The circus is a place to see animals and humans in "a caring relationship," said Steve Payne, head of communications for Feld Entertainment, which owns Ringling Bros. "The circus affords children and adults opportunities to see animals up close and personal."
Payne said the 138-year-old Ringling Bros. is known for creating generations of fond childhood memories, not the undermining of children's behavior.
Many parents interviewed at the circus last night at George Mason University's Patriot Center couldn't agree more. Toni Porcelli, who was there with her 14-year-old and 10-year-old twins, said she had no concerns about how the animals were being treated.
"I would think it is very controlled and very well maintained," said Porcelli, who lives in Stafford County.
But for years, People for the Ethical Treatment of Animals has picketed circuses. The group has issues with the physical treatment of circus animals and the moral issue of using animals, particularly mighty and dangerous ones, for what it calls human subjugation and entertainment.
Ringling Bros. denies mistreating elephants, and during the circus's intermission, it plays a short film extolling its elephant sanctuary and training program.
The issue of whether Vienna-based Ringling Bros. is violating animal-cruelty laws will be debated in federal court this year, after U.S. District Judge Emmet G. Sullivan ordered that an animal-cruelty lawsuit filed against the circus by several animal rights groups and a former Ringling Bros. employee under the Endangered Species Act go to trial.
But the moral debate -- whether it's good or bad for kids to see circus animals doing tricks -- is a serious parenting issue to some.
"To see a bear ride a bicycle, it is ridicule. You're really just laughing at that bear," said Mel Levine, a renowned pediatrician at the University of North Carolina at Chapel Hill who has written numerous books about child behavior and the way children learn. "So the question is: What's the message you're giving to kids when you take them to the circus and they laugh at animals?
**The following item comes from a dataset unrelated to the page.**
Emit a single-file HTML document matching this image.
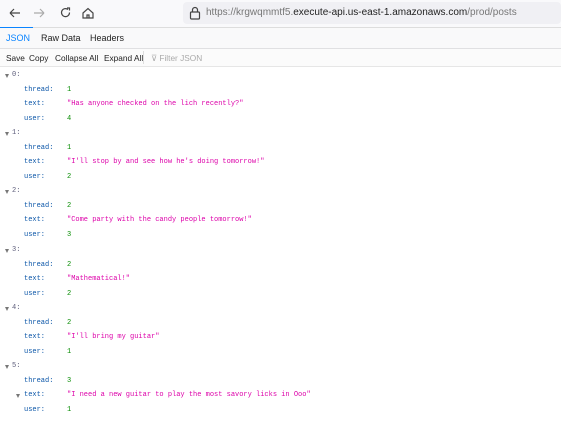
<!DOCTYPE html>
<html><head><style>
body{margin:0;width:561px;height:430px;background:#fff;position:relative;overflow:hidden;font-family:"Liberation Sans",sans-serif}
.a{position:absolute;white-space:nowrap}
.m{font-family:"Liberation Mono",monospace;font-size:7px;line-height:10px}
.k{color:#0b56a8}.n{color:#058b00}.s{color:#dd00a9}.i{color:#5c5c7a}
.tw{position:absolute;width:0;height:0;border-left:2.5px solid transparent;border-right:2.5px solid transparent;border-top:4px solid #777}
.b{position:absolute;top:53px;font-size:8.3px;color:#222;white-space:nowrap}
</style></head><body>
<div class="a" style="left:0;top:0;width:561px;height:27px;background:#f9f9fb"></div>
<svg class="a" style="left:8px;top:6px" width="90" height="14" viewBox="0 0 90 14" fill="none" stroke="#444" stroke-width="1.2">
<path d="M2 7h10M2 7l4-4M2 7l4 4"/>
<path d="M26 7h10M36 7l-4-4M36 7l-4 4" stroke="#aaa"/>
<path d="M60 3.5a4 4 0 1 0 1.5 3"/><path d="M59 2h2.5v2.5"/>
<path d="M75 7l5-4.5 5 4.5v5h-10z"/><path d="M79 12v-3h2v3"/>
</svg>
<div class="a" style="left:183px;top:2px;width:378px;height:22px;background:#f0f0f4;border-radius:4px"></div>
<svg class="a" style="left:189px;top:6px" width="12" height="14" viewBox="0 0 12 14" fill="none" stroke="#444" stroke-width="1.2"><rect x="1.5" y="6" width="9" height="7" rx="1"/><path d="M3.5 6V4a2.5 2.5 0 0 1 5 0v2"/></svg>
<div class="a" style="left:206px;top:7px;font-size:10px;color:#777">https://krgwqmmtf5.<span style="color:#222">execute-api.us-east-1.amazonaws.com</span>/prod/posts</div>
<div class="a" style="left:0;top:27px;width:561px;height:1px;background:#ddd"></div>
<div class="a" style="left:0;top:27px;width:33px;height:2px;background:#0a84ff"></div>
<div class="a" style="left:0;top:28px;width:561px;height:20px;background:#f9f9fa"></div>
<div class="a" style="left:6px;top:33px;font-size:9px;color:#0a84ff">JSON</div>
<div class="a" style="left:41px;top:33px;font-size:9px;color:#222">Raw Data</div>
<div class="a" style="left:90px;top:33px;font-size:9px;color:#222">Headers</div>
<div class="a" style="left:0;top:48px;width:561px;height:1px;background:#e0e0e2"></div>
<div class="a" style="left:0;top:49px;width:561px;height:17px;background:#fbfbfb"></div>
<div class="b" style="left:6px">Save</div>
<div class="b" style="left:29px">Copy</div>
<div class="b" style="left:55px">Collapse All</div>
<div class="b" style="left:104px">Expand All</div>
<div class="a" style="left:143px;top:51px;width:1px;height:13px;background:#ddd"></div>
<div class="b" style="left:151px;color:#aaa">⊽ Filter JSON</div>
<div class="a" style="left:0;top:66px;width:561px;height:1px;background:#e6e6e6"></div>
<div id="c"></div>
<script>
var d=[[1,"Has anyone checked on the lich recently?",4],[1,"I'll stop by and see how he's doing tomorrow!",2],[2,"Come party with the candy people tomorrow!",3],[2,"Mathematical!",2],[2,"I'll bring my guitar",1],[3,"I need a new guitar to play the most savory licks in Ooo",1]];
var h="";
d.forEach(function(r,i){var y=70+i*58.2;
h+='<div class="tw" style="left:5px;top:'+(y+4)+'px"></div><div class="a m i" style="left:12px;top:'+y+'px">'+i+':</div>';
h+='<div class="a m k" style="left:24px;top:'+(y+15)+'px">thread:</div><div class="a m n" style="left:67px;top:'+(y+15)+'px">'+r[0]+'</div>';
if(i==5)h+='<div class="tw" style="left:16px;top:'+(y+33)+'px"></div>';
h+='<div class="a m k" style="left:24px;top:'+(y+29)+'px">text:</div><div class="a m s" style="left:67px;top:'+(y+29)+'px">"'+r[1]+'"</div>';
h+='<div class="a m k" style="left:24px;top:'+(y+44)+'px">user:</div><div class="a m n" style="left:67px;top:'+(y+44)+'px">'+r[2]+'</div>';});
document.getElementById("c").innerHTML=h;
</script>
</body></html>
I think to laugh at animals is to devalue them."
And laughing at animals as they do unnatural tricks can transfer to human relationships and to the playground, Levine said.
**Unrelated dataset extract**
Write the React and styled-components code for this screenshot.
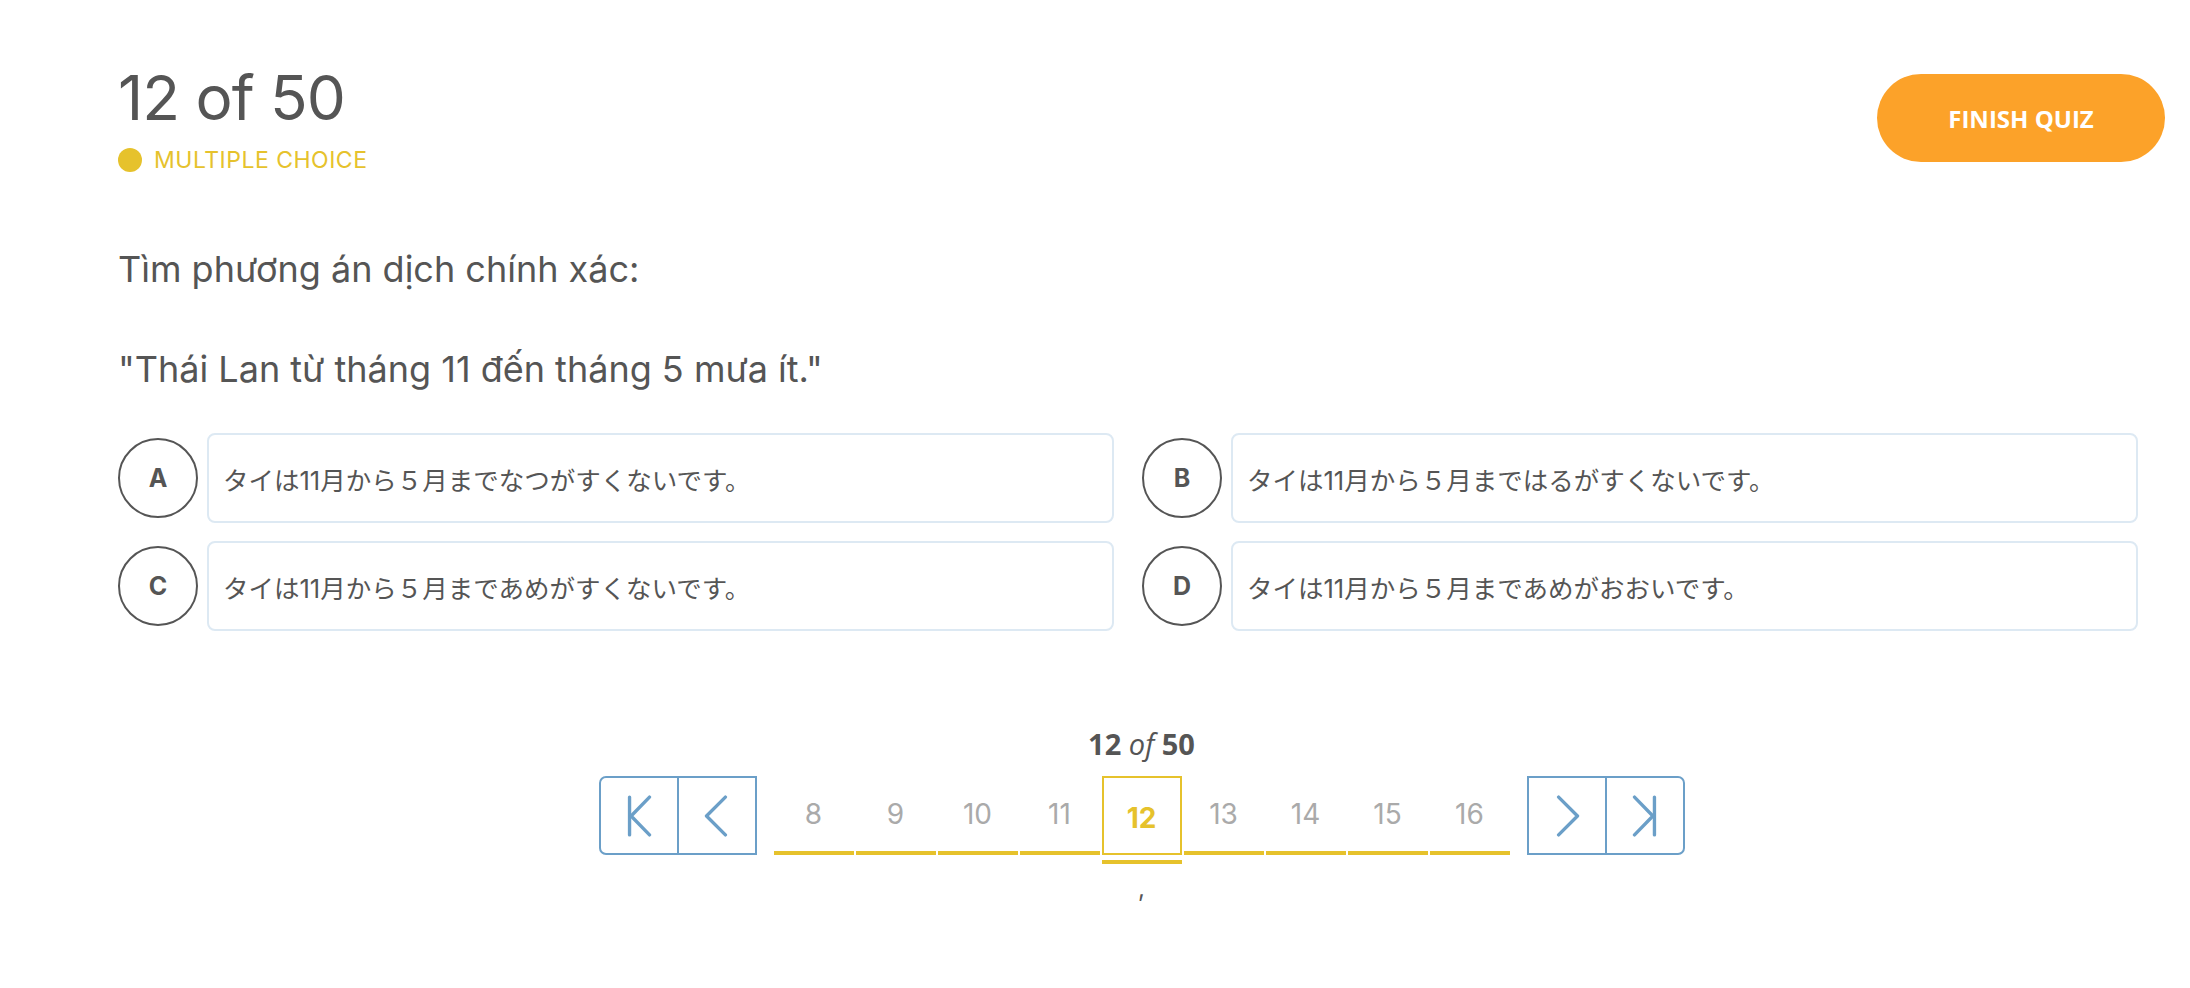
import React from "react";
import styled, { createGlobalStyle } from "styled-components";

const GlobalStyle = createGlobalStyle`
  html, body {
    margin: 0;
    padding: 0;
    background: #ffffff;
  }
  body {
    font-family: "Inter", "Noto Sans", sans-serif;
    color: #555555;
  }
  * { box-sizing: border-box; }
`;

const Page = styled.div`
  padding: 66px 25px 0 118px;
  min-height: 988px;
`;

const Header = styled.header`
  display: flex;
  justify-content: space-between;
  align-items: flex-start;
`;

const TitleBlock = styled.div`
  display: flex;
  flex-direction: column;
`;

const Title = styled.h1`
  margin: 0;
  font-family: "Inter", sans-serif;
  font-weight: 400;
  font-size: 62px;
  line-height: 64px;
  letter-spacing: -1px;
  color: #555555;
`;

const TypeTag = styled.div`
  margin-top: 15px;
  display: flex;
  align-items: center;
  gap: 12px;
  font-family: "Inter", sans-serif;
  font-size: 23px;
  line-height: 30px;
  letter-spacing: 0.5px;
  color: #e6c22c;
  text-transform: uppercase;
`;

const Dot = styled.span`
  width: 24px;
  height: 24px;
  border-radius: 50%;
  background: #e6c22c;
  flex: none;
`;

const FinishButton = styled.button`
  margin-top: 8px;
  width: 288px;
  height: 88px;
  border: none;
  border-radius: 44px;
  background: #fca229;
  color: #ffffff;
  font-family: "Open Sans", sans-serif;
  font-weight: 700;
  font-size: 24px;
  cursor: pointer;
`;

const Question = styled.p`
  margin: ${(p) => p.$top}px 0 0;
  font-family: "Inter", sans-serif;
  font-size: 36px;
  line-height: 44px;
  color: #555555;
`;

const OptionsGrid = styled.div`
  margin-top: 42px;
  width: 2020px;
  display: grid;
  grid-template-columns: 1fr 1fr;
  column-gap: 28px;
  row-gap: 18px;
`;

const Option = styled.div`
  display: flex;
  align-items: center;
  gap: 9px;
`;

const Letter = styled.div`
  flex: none;
  width: 80px;
  height: 80px;
  border-radius: 50%;
  border: 2px solid #555555;
  display: flex;
  align-items: center;
  justify-content: center;
  font-family: "Inter", sans-serif;
  font-weight: 700;
  font-size: 25px;
  color: #555555;
`;

const AnswerBox = styled.div`
  flex: 1;
  height: 90px;
  border: 2px solid #dde9f3;
  border-radius: 8px;
  display: flex;
  align-items: center;
  padding: 0 14px;
  font-family: "Inter", "Noto Sans CJK JP", sans-serif;
  font-size: 25.5px;
  color: #555555;
`;

const Pager = styled.nav`
  margin-top: 94px;
  display: flex;
  flex-direction: column;
  align-items: center;
`;

const PagerLabel = styled.div`
  font-family: "Open Sans", sans-serif;
  font-weight: 700;
  font-size: 29px;
  line-height: 38px;
  color: #555555;
  margin-bottom: 13px;

  em {
    font-weight: 400;
    font-style: italic;
  }
`;

const PagerRow = styled.div`
  display: flex;
  align-items: flex-start;
  gap: 17px;
`;

const NavGroup = styled.div`
  display: flex;
`;

const NavButton = styled.button`
  width: 80px;
  height: 79px;
  padding: 0;
  background: #ffffff;
  border: 2px solid #6b9fc8;
  display: flex;
  align-items: center;
  justify-content: center;
  cursor: pointer;
  border-radius: ${(p) =>
    p.$side === "left" ? "7px 0 0 7px" : p.$side === "right" ? "0 7px 7px 0" : "0"};
  & + & {
    margin-left: -2px;
  }
`;

const Pages = styled.div`
  display: flex;
  gap: 2px;
`;

const PageItem = styled.div`
  position: relative;
  width: 80px;
  height: 79px;
  display: flex;
  align-items: center;
  justify-content: center;
  font-family: "Inter", sans-serif;
  font-size: 28px;
  color: ${(p) => (p.$current ? "#e6c22c" : "#aaaaaa")};
  font-weight: ${(p) => (p.$current ? 700 : 400)};
  border: ${(p) => (p.$current ? "2px solid #e6c22c" : "none")};
  border-bottom: 4px solid #e6c22c;
  border-bottom-width: ${(p) => (p.$current ? "2px" : "4px")};
  padding-top: ${(p) => (p.$current ? "4px" : "0")};

  ${(p) =>
    p.$current &&
    `
    &::after {
      content: "";
      position: absolute;
      left: -2px;
      right: -2px;
      bottom: -11px;
      height: 4px;
      background: #e6c22c;
    }
  `}
`;

const Comma = styled.div`
  margin-top: 19px;
  font-family: "Inter", sans-serif;
  font-size: 24px;
  line-height: 30px;
  color: #555555;
`;

const Icon = ({ type }) => {
  const common = {
    width: 42,
    height: 42,
    viewBox: "0 0 40 40",
    fill: "none",
    stroke: "#6b9fc8",
    strokeWidth: 3.2,
    strokeLinecap: "round",
    strokeLinejoin: "round",
  };
  if (type === "first")
    return (
      <svg {...common}>
        <path d="M11 2 V38" />
        <path d="M30 2 L12.5 20 L30 38" />
      </svg>
    );
  if (type === "prev")
    return (
      <svg {...common}>
        <path d="M28 2 L10 20 L28 38" />
      </svg>
    );
  if (type === "next")
    return (
      <svg {...common}>
        <path d="M12 2 L30 20 L12 38" />
      </svg>
    );
  return (
    <svg {...common}>
      <path d="M10 2 L27.5 20 L10 38" />
      <path d="M29 2 V38" />
    </svg>
  );
};

const options = [
  { key: "A", text: "タイは11月から５月までなつがすくないです。" },
  { key: "B", text: "タイは11月から５月まではるがすくないです。" },
  { key: "C", text: "タイは11月から５月まであめがすくないです。" },
  { key: "D", text: "タイは11月から５月まであめがおおいです。" },
];

const pages = [8, 9, 10, 11, 12, 13, 14, 15, 16];

export default function App() {
  return (
    <>
      <GlobalStyle />
      <Page>
        <Header>
          <TitleBlock>
            <Title>12 of 50</Title>
            <TypeTag>
              <Dot />
              Multiple choice
            </TypeTag>
          </TitleBlock>
          <FinishButton>FINISH QUIZ</FinishButton>
        </Header>

        <Question $top={72}>Tìm phương án dịch chính xác:</Question>
        <Question $top={56}>"Thái Lan từ tháng 11 đến tháng 5 mưa ít."</Question>

        <OptionsGrid>
          {options.map((o) => (
            <Option key={o.key}>
              <Letter>{o.key}</Letter>
              <AnswerBox>{o.text}</AnswerBox>
            </Option>
          ))}
        </OptionsGrid>

        <Pager>
          <PagerLabel>
            12 <em>of</em> 50
          </PagerLabel>
          <PagerRow>
            <NavGroup>
              <NavButton $side="left" aria-label="First">
                <Icon type="first" />
              </NavButton>
              <NavButton aria-label="Previous">
                <Icon type="prev" />
              </NavButton>
            </NavGroup>
            <Pages>
              {pages.map((n) => (
                <PageItem key={n} $current={n === 12}>
                  {n}
                </PageItem>
              ))}
            </Pages>
            <NavGroup>
              <NavButton aria-label="Next">
                <Icon type="next" />
              </NavButton>
              <NavButton $side="right" aria-label="Last">
                <Icon type="last" />
              </NavButton>
            </NavGroup>
          </PagerRow>
          <Comma>,</Comma>
        </Pager>
      </Page>
    </>
  );
}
"Why do we want an ape to act like a human? Why not have an ape act like an ape?" he asked. "There is an implicit message of intolerance. I don't think it's a long distance from ridiculing animals to laughing at other people. Then you have kids singling out and laughing at the fat kid. Or it can lead to racial intolerance."
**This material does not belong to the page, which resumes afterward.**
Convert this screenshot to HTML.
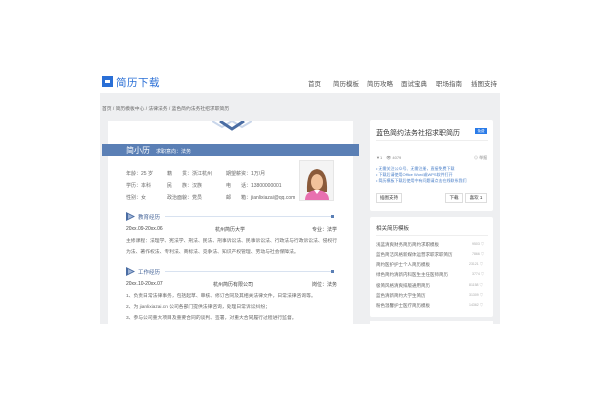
<!DOCTYPE html>
<html><head><meta charset="utf-8"><style>
*{margin:0;padding:0;box-sizing:border-box}
body{width:600px;height:400px;background:#fff;position:relative;overflow:hidden;font-family:"Liberation Sans","Noto Sans CJK SC",sans-serif;color:#333}
.a{position:absolute;white-space:nowrap}
.t{font-size:5px;color:#666}
</style></head><body>
<div class="a" style="left:102px;top:76px;width:11px;height:11px;background:#2a6fd6"></div>
<div class="a" style="left:105px;top:80px;width:5px;height:4px;border-top:3px solid #fff;"></div>
<div class="a" style="left:116px;top:75px;font-size:10.5px;color:#2a6fd6;letter-spacing:0.5px">简历下载</div>
<div class="a" style="left:308px;top:78px;font-size:6.5px;color:#555">首页</div>
<div class="a" style="left:333px;top:78px;font-size:6.5px;color:#555">简历模板</div>
<div class="a" style="left:367px;top:78px;font-size:6.5px;color:#555">简历攻略</div>
<div class="a" style="left:401px;top:78px;font-size:6.5px;color:#555">面试宝典</div>
<div class="a" style="left:436px;top:78px;font-size:6.5px;color:#555">职场指南</div>
<div class="a" style="left:471px;top:78px;font-size:6.5px;color:#555">插图支持</div>
<div class="a" style="left:100px;top:93px;width:400px;height:231px;background:#eeeff1"></div>
<div class="a t" style="left:102px;top:105px;font-size:4.8px;color:#666">首页 / 简历模板中心 / 法律法务 / 蓝色简约法务社招求职简历</div>
<div class="a" style="left:108px;top:121px;width:245px;height:203px;background:#fff"></div>
<svg class="a" style="left:212px;top:121px" width="40" height="10"><path d="M0 0 L10 6 L20 0 L30 6 L40 0" fill="none" stroke="#c9d6ea" stroke-width="2"/><path d="M8 0 L20 8 L32 0" fill="none" stroke="#4a6da3" stroke-width="3"/></svg>
<div class="a" style="left:102px;top:144px;width:257px;height:12px;background:#5a7fb5"></div>
<div class="a" style="left:126px;top:145px;font-size:8px;color:#fff">简小历</div>
<div class="a" style="left:156px;top:147.5px;font-size:5px;color:#fff">求职意向：法务</div>
<div class="a t" style="left:126px;top:170px">年龄：25 岁</div>
<div class="a t" style="left:167px;top:170px">籍　　贯：浙江杭州</div>
<div class="a t" style="left:226px;top:170px">期望薪资：1万/月</div>
<div class="a t" style="left:126px;top:182px">学历：本科</div>
<div class="a t" style="left:167px;top:182px">民　　族：汉族</div>
<div class="a t" style="left:226px;top:182px">电　　话：13800000001</div>
<div class="a t" style="left:126px;top:194px">性别：女</div>
<div class="a t" style="left:167px;top:194px">政治面貌：党员</div>
<div class="a t" style="left:226px;top:194px">邮　　箱：jianlixiazai@qq.com</div>
<div class="a" style="left:299px;top:160px;width:35px;height:41px;background:#f4f4f4;border:1px solid #e6e6e6"></div>
<svg class="a" style="left:303px;top:166px" width="28" height="34"><path d="M4 26 Q3 4 14 3 Q25 4 24 26 Z" fill="#8a5a3a"/><ellipse cx="14" cy="16" rx="6" ry="8" fill="#f2c29b"/><path d="M8 12 Q14 4 20 12 Q19 6 14 5 Q9 6 8 12Z" fill="#8a5a3a"/><path d="M2 34 Q2 25 14 24 Q26 25 26 34Z" fill="#e870b0"/><path d="M11 24 L14 28 L17 24Z" fill="#fff"/></svg>
<svg class="a" style="left:126px;top:212px" width="10" height="9"><path d="M0 0 L9 4.5 L0 9Z" fill="#4a6da3"/><path d="M2 2 L7 4.5 L2 7Z" fill="#9fb4d6"/></svg>
<div class="a" style="left:138px;top:213px;font-size:5.5px;color:#3f5f95">教育经历</div>
<div class="a" style="left:165px;top:216px;width:167px;height:1px;background:#d8e2f0"></div>
<div class="a" style="left:331px;top:215px;width:3px;height:3px;background:#5a7fb5"></div>
<div class="a t" style="left:126px;top:226px;color:#444">20xx.09-20xx.06</div>
<div class="a t" style="left:215px;top:226px;color:#444">杭州简历大学</div>
<div class="a t" style="left:312px;top:226px;color:#444">专业：法学</div>
<div class="a t" style="left:126px;top:237px;font-size:4.8px">主修课程：法理学、宪法学、刑法、民法、刑事诉讼法、民事诉讼法、行政法与行政诉讼法、侵权行</div>
<div class="a t" style="left:126px;top:248px;font-size:4.8px">为法、著作权法、专利法、商标法、竞争法、知识产权管理、劳动与社会保障法。</div>
<svg class="a" style="left:126px;top:267px" width="10" height="9"><path d="M0 0 L9 4.5 L0 9Z" fill="#4a6da3"/><path d="M2 2 L7 4.5 L2 7Z" fill="#9fb4d6"/></svg>
<div class="a" style="left:138px;top:268px;font-size:5.5px;color:#3f5f95">工作经历</div>
<div class="a" style="left:165px;top:271px;width:167px;height:1px;background:#d8e2f0"></div>
<div class="a" style="left:331px;top:270px;width:3px;height:3px;background:#5a7fb5"></div>
<div class="a t" style="left:126px;top:281px;color:#444">20xx.10-20xx.07</div>
<div class="a t" style="left:213px;top:281px;color:#444">杭州简历有限公司</div>
<div class="a t" style="left:312px;top:281px;color:#444">岗位：法务</div>
<div class="a t" style="left:126px;top:292px;font-size:4.8px">1、负责日常法律事务，包括起草、审核、修订合同及其相关法律文件，日常法律咨询等。</div>
<div class="a t" style="left:126px;top:303px;font-size:4.8px">2、为 jianlixiazai.cn 公司各部门提供法律咨询，处理日常诉讼纠纷；</div>
<div class="a t" style="left:126px;top:314px;font-size:4.8px">3、参与公司重大项目及重要合同的谈判、签署，对重大合同履行过程进行监督。</div>
<div class="a" style="left:370px;top:120px;width:123px;height:91px;background:#fff;border-radius:2px"></div>
<div class="a" style="left:376px;top:128px;font-size:7px;color:#333">蓝色简约法务社招求职简历</div>
<div class="a" style="left:475px;top:128px;width:12px;height:6px;background:#2a7be8;color:#fff;font-size:3.5px;text-align:center;line-height:6px">免费</div>
<div class="a" style="left:376px;top:140px;width:112px;height:1px;background:#eee"></div>
<div class="a" style="left:376px;top:155px;font-size:4px;color:#888">▼1　👁 4079</div>
<div class="a" style="left:474px;top:155px;font-size:4px;color:#888">⊙ 举报</div>
<div class="a" style="left:376px;top:166px;font-size:4px;color:#4a7fc8">• 无需关注公众号、无需注册，直接免费下载</div>
<div class="a" style="left:376px;top:172px;font-size:4px;color:#4a7fc8">• 下载后请使用Office Word或WPS软件打开</div>
<div class="a" style="left:376px;top:178px;font-size:4px;color:#4a7fc8">• 简历模板下载后使用中有问题请点击在线联系我们</div>
<div class="a" style="left:376px;top:193px;width:26px;height:10px;border:1px solid #ddd;font-size:4.5px;text-align:center;line-height:8px;color:#333">插图支持</div>
<div class="a" style="left:445px;top:193px;width:18px;height:10px;border:1px solid #ddd;font-size:4.5px;text-align:center;line-height:8px;color:#333">下载</div>
<div class="a" style="left:465px;top:193px;width:22px;height:10px;border:1px solid #ddd;font-size:4.5px;text-align:center;line-height:8px;color:#333">喜欢 1</div>
<div class="a" style="left:370px;top:217px;width:123px;height:100px;background:#fff;border-radius:2px"></div>
<div class="a" style="left:376px;top:224px;font-size:5.5px;color:#444">相关简历模板</div>
<div class="a" style="left:376px;top:235px;width:112px;height:1px;background:#eee"></div>
<div class="a t" style="left:376px;top:242px;font-size:4.5px">浅蓝清爽财务简历简约求职模板</div><div class="a" style="left:472px;top:242px;font-size:3.5px;color:#aaa">9503 ♡</div>
<div class="a t" style="left:376px;top:252px;font-size:4.5px">蓝色简洁风格新媒体运营求职求职简历</div><div class="a" style="left:472px;top:252px;font-size:3.5px;color:#aaa">7866 ♡</div>
<div class="a t" style="left:376px;top:262px;font-size:4.5px">简约医护护士个人简历模板</div><div class="a" style="left:469px;top:262px;font-size:3.5px;color:#aaa">23121 ♡</div>
<div class="a t" style="left:376px;top:272px;font-size:4.5px">绿色简约清新内科医生主任医师简历</div><div class="a" style="left:472px;top:272px;font-size:3.5px;color:#aaa">3774 ♡</div>
<div class="a t" style="left:376px;top:283px;font-size:4.5px">极简风格清爽排版通用简历</div><div class="a" style="left:469px;top:283px;font-size:3.5px;color:#aaa">81158 ♡</div>
<div class="a t" style="left:376px;top:293px;font-size:4.5px">蓝色清新简约大学生简历</div><div class="a" style="left:469px;top:293px;font-size:3.5px;color:#aaa">31309 ♡</div>
<div class="a t" style="left:376px;top:303px;font-size:4.5px">粉色温馨护士医疗简历模板</div><div class="a" style="left:469px;top:303px;font-size:3.5px;color:#aaa">14362 ♡</div>
<div class="a" style="left:370px;top:321px;width:123px;height:3px;background:#fff"></div>
</body></html>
For these reasons and more, Caitlin Hills's 19-month-old son, Cole, will not go to the circus. When his babysitter or class wants to visit the zoo, mom intends to say no.
"For me, wild animals belong in the wild," said Hills, of Capitol Hill, an animal rights activist for decades.
"I really do think of this differently now, as a mom," she said. She has protested before but now says graphic, bloody literature on animal cruelty shouldn't be handed out.
And she acknowledges the tug of the nostalgic portrait of American childhood, even though her son's circus memories will be made outside the big top, handing out fliers on recycled paper.
"I know, it seems so unfair to keep him from the zoo and the circus," Hills said. "I don't want him to be excluded from all these fun, childhood things. But I also want to raise a compassionate, caring person."
Jessica Bonilla, 11, has been to the circus about "50 times" and has always loved it, she said. The Gaithersburg fifth-grader delights in the acrobats and the animals. But looking at the elephant-costumed protesters last week took away some of her bounce.
"Now that I think of it," she said, "if the elephants aren't treated well, I really don't want to go now."
Staff writer Amy Gardner contributed to this report.